The ruling Wednesday affirmed the decision of a trial court judge who limited the evidence heard by a jury in a lawsuit brought by the passenger's family.

The ruling by a threejudge panel of the 1st Appellate District was first reported by the Bay Area News Group.

The lawsuit against Southwest and the flight crew claimed that Rich Ilczyszyn, 46, of Newport Beach died because the crew failed to help him.

Ilczyszyn, a prominent financial trader, suffered a massive pulmonary embolism during the last 10 minutes of a California flight from Oakland to Orange County on Sept. 19, 2014, while he was locked in the lavatory.

According to trial records, flight attendants heard sounds like “grunting, growling (and) crying” but Ilczyszyn did not comply with requests to open the door and the crew could not push the door in because his foot was pressed against it.

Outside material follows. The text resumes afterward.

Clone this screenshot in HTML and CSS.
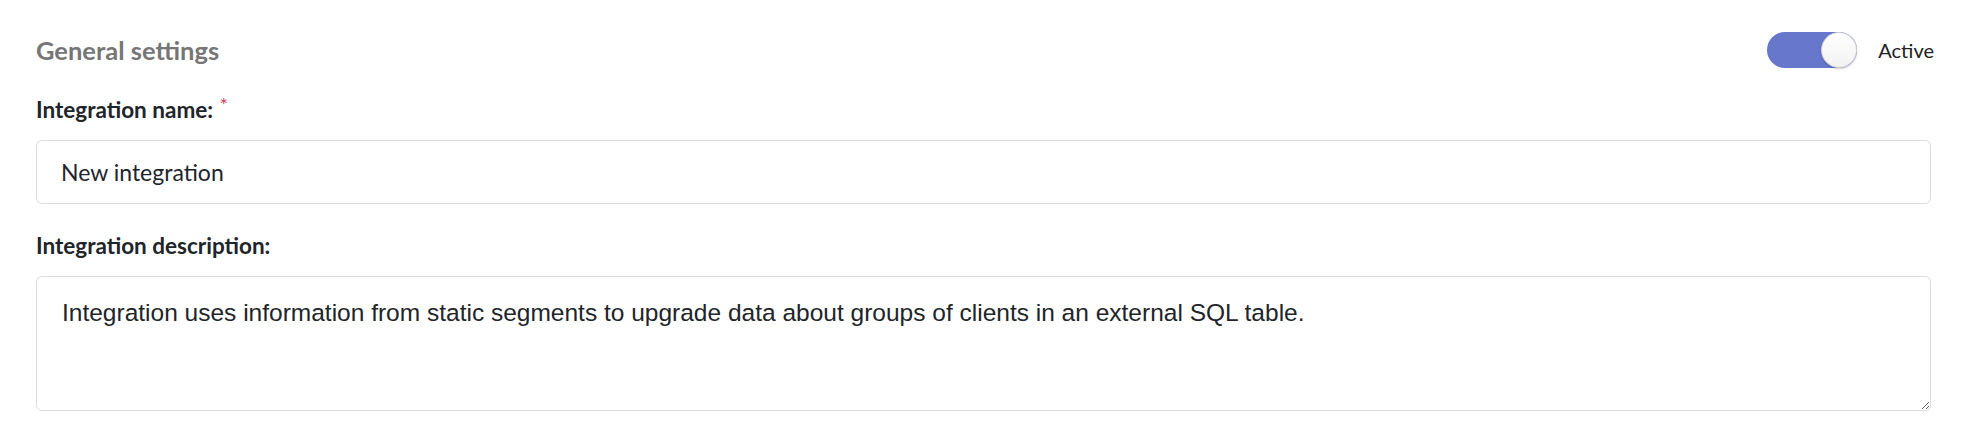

The crew declared a lockdown and requested that law enforcemen­t officers meet the plane upon landing. The other passengers were let off the plane before sheriff's deputies broke into the lavatory and found Ilczyszyn without a pulse.

He was resuscitat­ed but had suffered brain damage and died in a hospital the next day. An autopsy report said the cause of death was pulmonary thromboemb­olism due to deep venous thrombosis — blood clots.